De par le fait que les six ados ne meurent pas définitivement dans les parties de chasse au corps, chaque nouvelle journée et chaque nouvelle nuit sanglante qu'ils passent ensemble leur permettent d'évoluer petit à petit. De base, le groupe s'avère nourri de personnalités certes plutôt clichées, mais hétéroclites. Asuka est une fille qui se décrit comme banale et qui cherche surtout à servir d'intermédiaire quand les esprits s'échauffent, ses amis d'enfance Rie et Takahiro sont respectivement la gentille et douce un peu fragile et le gars costaud qui fonce, mais réfléchit moins. Rumiko est la fille caractérielle de la bande, qui peut s'emporter facilement et qui possède aussi un côté très franc, tandis que le binoclard Shôta est l'intello du groupe, toujours en train de réfléchir et d'émettre des hypothèses, mais un poil trop orgueilleux. Quant à Kenji, il s'agit d'un garçon plutôt taciturne, peu bavard. Des personnalités très variées, qui forcément auront plus d'une fois du mal à totalement s'entendre (par exemple, ça chauffera souvent entre Takahiro, Shôta ou Rumiko), ce qui créera certains problèmes loin d'être rassurant, le plus important étant sans doute l'acte de "traîtrise" d'un des personnages à un moment. Pourtant, pas question pour Welzard de s'enfoncer exagérément dans des portraits négatifs de ses personnages : ils ont tous des défauts, mais aussi des qualités, ce qui les rend tous simplement très humains. Et malgré les heurts qu'il peut y avoir, malgré les traumatismes naissant de ces épreuves (la peur de finir en charpie dans une douleur très aiguë, de tomber sur ses amis morts, ou des phobies plus simples comme le vertige), tous ont parfaitement conscience qu'il leur faut coopérer pour avancer dans la chasse au corps. Et qui sait, peut-être même que cette morbide aventure leur permettra de mieux sympathiser, de mieux se comprendre, et de nouer des relations fortes ? Qu'on se le dise, entraide, amitié, et même amour pourront se développer au fil de ce terrible jeu de massacre...

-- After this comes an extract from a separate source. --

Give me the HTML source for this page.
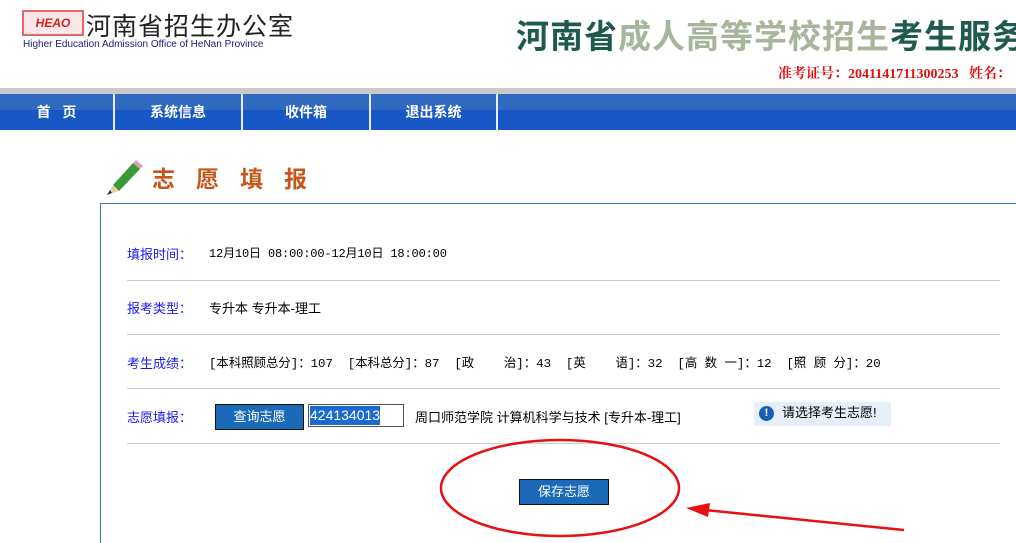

Et il leur faudra bien ça pour résoudre les nombreux mystères faisant leur apparition au fil des pages. Cela commence par des questions évidentes : qui est la Rouge-Sang ? D'où vient cette malédiction ? Pourquoi sont-ce eux qui ont été choisis pour participer ? Mais très vite dans leur macabre aventure, ils sont amenés à s'interroger sur bon nombre d'autres choses. Par exemple, qui est le régisseur ordonnant les apparitions de la Rouge-Sang par le haut-parleur, et qui est enfermé dans un studio où l'on ne peut apparemment pas entrer ? Qu'arrive-t-il à l'un d'eux qui semble perdre de plus en plus pied comme s'il était possédé ? Pourquoi, au fil de la recherche des corps la nuit, certains éléments de la journée du 9 novembre qu'ils revivent inlassablement se mettent à changer ? Pourquoi la Rouge-Sang veut se teindre en rouge ? C'est essentiellement de jour que nos héros effectuent leurs recherches pour tenter de comprendre, mettant assez vite le doigt sur une sombre affaire de meurtre vieille d'un demi-siècle qu'il leur faudra tenter d'éclairer... Concrètement, la teneur de cette affaire est on ne peut plus classique, mais elle s'avère très efficace, car entre cet aspect enquête/mystère et un aspect surnaturel, la série ne se résume définitivement pas à l'horreur, et s'offre un cocktail savamment dosé qui se relance constamment pour ne jamais lasser. Et arrivé au bout de tout ceci, on constate que Welzard a bien pensé son récit en parvenant à offrir une explication cohérente à tout. Pour sûr, on aurait préféré que certains éléments soient plus poussés (ATTENTION LEGER SPOIL - en tête, le fait que Kenji a visiblement été choisi au pif comme tous les autres, alors qu'il est un descendant de l'assassin - FIN DU SPOIL), mais il s'agit plutôt de détails. Et bien que la dernière ligne droite soit plutôt prévisible, elle a le grand mérite d'achever le récit de façon émouvante, tout en laissant ouverte la possibilité d'une suite sans pour autant frustrer.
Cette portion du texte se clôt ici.